REPUBLIKA.CO.ID, JAKARTA -- Komisi Pemberantasan Korupsi (KPK) akan mendalami dugaan pemotongan nilai bantuan sosial (bansos) pandemi Covid-19 hingga Rp 100 ribu. KPK mendapat informasi bahwa nilai paket sembako Rp 300 ribu per keluarga berkurang menjadi Rp 200 ribu ketika sampai ke masyarakat.
Plt Juru Bicara KPK Ali Fikri mengatakan, KPK masih menyelidiki hal tersebut. KPK akan memanggil semua pihak yang berkaitan dengan pengadaan bansos Covid-19.
"Pemeriksaan saksi-saksi juga dilakukan agar diperoleh pembuktian unsur-unsur pasal menjadi semakin terang," katanya di Jakarta, Selasa (15/12).
Dia mengatakan, pemeriksaan dilakukan guna mendapatkan konstruksi perkara secara menyeluruh dari perkara suap yang telah menjerat mantan menteri sosial Juliari Batubara. Selain pasal suap yang sudah disangkakan kepada Juliari, KPK sedang mendalami kemungkinan ada indikasi korupsi yang merugikan keuangan negara.
Jika ada indikasi korupsi maka Juliari dapat dijerat pasal dengan ancaman hukuman mati sesuai dengan UU Nomor 31 Tahun 1999 Pasal 2 ayat 2 dan ayat 3 tentang korupsi. Namun, Ali mengatakan, KPK tidak berwenang untuk menyatakan adanya kerugian negara dalam perkara tersebut.
Dia mengatakan, yang bisa menyatakan adanya kerugian negara adalah lembaga berwenang semisal BPK atau BPKP. "Diperkuat pula dengan keterangan ahli keuangan negara," katanya.
Sebelumnya, Wakil Ketua KPK Alexander Marwata mengatakan, KPK hingga kini baru melihat terkait keberadaan suap sembako.

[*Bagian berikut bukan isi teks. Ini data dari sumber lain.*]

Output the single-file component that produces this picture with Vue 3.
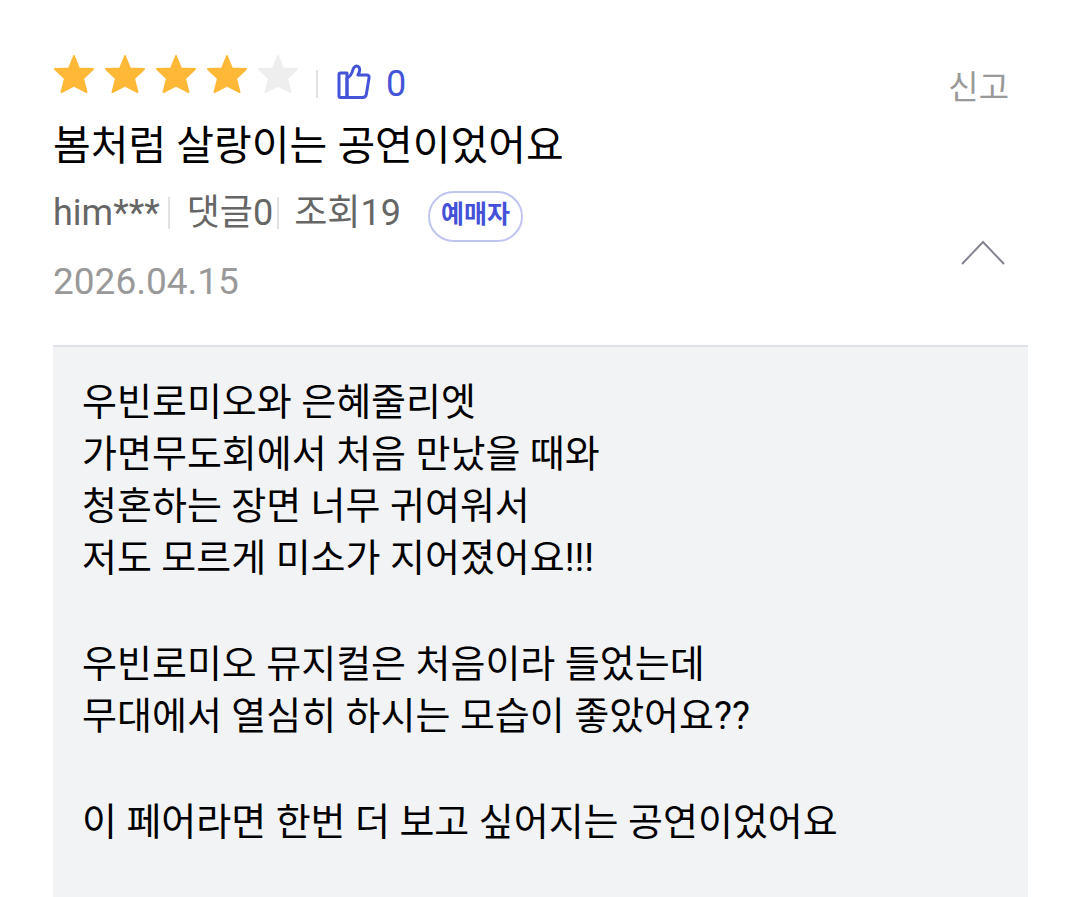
<script setup>
import { ref } from 'vue'

const open = ref(true)
const score = 4
const paragraphs = [
  ['우빈로미오와 은혜줄리엣', '가면무도회에서 처음 만났을 때와', '청혼하는 장면 너무 귀여워서', '저도 모르게 미소가 지어졌어요!!!'],
  ['우빈로미오 뮤지컬은 처음이라 들었는데', '무대에서 열심히 하시는 모습이 좋았어요??'],
  ['이 페어라면 한번 더 보고 싶어지는 공연이었어요'],
]
</script>

<template>
  <article class="review">
    <header class="head">
      <div class="summary">
        <div class="rating">
          <div class="stars" role="img" aria-label="5점 만점에 4점">
            <svg v-for="n in 5" :key="n" class="star" :class="{ off: n > score }" viewBox="0 0 42 40">
              <path d="M21 2 26 14.500 40 15 30 24.500 33.500 38 21 31.500 8.500 38 12 24.500 2 15 16 14.500Z" />
            </svg>
          </div>
          <span class="bar tall"></span>
          <button class="like" type="button" aria-label="추천 0">
            <svg class="thumb" viewBox="0 0 34 36">
              <path d="M2 10.500Q2 9 3.500 9H10V33.500H3.500Q2 33.500 2 32Z" />
              <path d="M10 14C13.500 12.500 15 9.500 16 5.500C17 2.500 19 1.300 21 2.300C23.500 3.500 23 7 21 11H29.500Q32.500 11 32 14L29.300 30.500Q28.800 33.500 25.500 33.500H12.500Q10 33.500 10 31Z" />
            </svg>
            <span class="count">0</span>
          </button>
        </div>
        <h1 class="title">봄처럼 살랑이는 공연이었어요</h1>
        <div class="meta">
          <span>him***</span>
          <span class="bar first"></span>
          <span>댓글0</span>
          <span class="bar second"></span>
          <span>조회19</span>
          <span class="badge">예매자</span>
        </div>
        <time class="date" datetime="2026-04-15">2026.04.15</time>
      </div>
      <div class="actions">
        <button class="report" type="button">신고</button>
        <button class="toggle" type="button" :aria-expanded="open" aria-label="접기" @click="open = !open">
          <svg class="chevron" :class="{ closed: !open }" viewBox="0 0 46 26"><path d="M2 24 23 2 44 24" /></svg>
        </button>
      </div>
    </header>
    <section v-if="open" class="content">
      <p v-for="(lines, i) in paragraphs" :key="i">
        <span v-for="line in lines" :key="line" class="line">{{ line }}</span>
      </p>
    </section>
  </article>
</template>

<style>
body {
  margin: 0;
  background: #fff;
}
</style>

<style scoped>
.review {
  display: flex;
  flex-direction: column;
  box-sizing: border-box;
  min-height: 100vh;
  padding: 52px 52px 0 53px;
  font-family: Roboto, "Noto Sans CJK KR", sans-serif;
  color: #000;
}
button {
  padding: 0;
  border: 0;
  background: none;
  font: inherit;
  cursor: pointer;
}
.head {
  display: flex;
  justify-content: space-between;
  min-height: 293px;
}
.rating {
  display: flex;
  height: 60px;
}
.stars {
  display: flex;
  gap: 9px;
}
.star {
  width: 42px;
  height: 44px;
  fill: #ffb937;
  stroke: #ffb937;
  stroke-width: 2;
  stroke-linejoin: round;
}
.star.off {
  fill: #eee;
  stroke: #eee;
}
.bar {
  flex: none;
  width: 2px;
  height: 32px;
  background: #e2e2e2;
}
.tall {
  height: 28px;
  margin: 18px 19px 0 17px;
}
.like {
  display: flex;
  align-items: center;
  gap: 15px;
  height: 60px;
  color: #4454d8;
  font-size: 36px;
  line-height: 56px;
}
.count {
  padding-top: 4px;
}
.thumb {
  width: 34px;
  height: 36px;
  fill: none;
  stroke: currentColor;
  stroke-width: 3;
  stroke-linejoin: round;
}
.title {
  margin: 0;
  font-size: 41px;
  font-weight: 400;
  line-height: 68px;
  white-space: nowrap;
}
.meta {
  display: flex;
  align-items: center;
  height: 66px;
  color: #666;
  font-size: 36px;
  line-height: 66px;
  white-space: nowrap;
}
.first {
  margin: 0 17px 0 8px;
}
.second {
  margin: 0 15px 0 4px;
}
.badge {
  box-sizing: border-box;
  height: 51px;
  margin: 6px 0 0 27px;
  padding: 0 11px;
  border: 2px solid #c0c5f0;
  border-radius: 26px;
  color: #4450d8;
  font-size: 25px;
  font-weight: 700;
  line-height: 43px;
}
.date {
  display: block;
  color: #999;
  font-size: 37px;
  line-height: 72px;
}
.actions {
  display: flex;
  flex-direction: column;
  align-items: flex-end;
  padding: 12px 19px 0 0;
}
.report {
  color: #999;
  font-size: 33px;
  line-height: 48px;
}
.toggle {
  display: flex;
  margin: 128px 3px 0 0;
}
.chevron {
  width: 46px;
  height: 26px;
  fill: none;
  stroke: #858591;
  stroke-width: 2;
}
.chevron.closed {
  transform: rotate(180deg);
}
.content {
  display: flex;
  flex: 1;
  flex-direction: column;
  gap: 54px;
  padding: 29px 29px 48px;
  border-top: 2px solid #dfe1e9;
  background: #f2f3f5;
  font-size: 38px;
  line-height: 52px;
}
.content p {
  margin: 0;
}
.line {
  display: block;
}
</style>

Dia mengatakan, KPK tetap akan mendalami rentetan proses pengadaan barang dan jasa bansos guna menelisik kemungkinan adanya kerugian negara.
"Misalnya ada dugaan penggelembungan harga hingga menyebabkan kerugian negara," katanya.
Namun, dia mengatakan, KPK hingga saat ini baru menemukan materi korupsi suap dalam perkara tersebut. Tak hanya menelusuri aliran dana, KPK juga berniat melacak kelayakan dari perusahaan-perusahaan yang ditunjuk untuk menyalurkan bansos tersebut.
Alexander mengatakan, ada 272 kontrak penyaluran bansos sembako Covid-19 yang diduga telah dipotong. "Semua harus didalami siapa yang mendapatkan pekerjaan itu, dari mana atau bagaimana dia mendapatkan pekerjaan itu dan apakah dia melaksanakan penyaluran sembako itu atau modal bendera doang, disub-kan, itu yang harus didalami," katanya.
KPK telah menetapkan Juliari bersama empat orang lainnya sebagai tersangka pengadaan bansos Covid-19. Dia ditetapkan bersama Matheus Joko Santoso (MJS) dan Adi Wahyono (AW) serta dari pihak swasta Ardian I M (AIM) dan Harry Sidabuke (HS).
KPK menduga Juliari menerima suap senilai Rp 17 miliar dari fee pengadaan bantuan sosial sembako untuk masyarakat terdampak Covid-19 di Jabodetabek.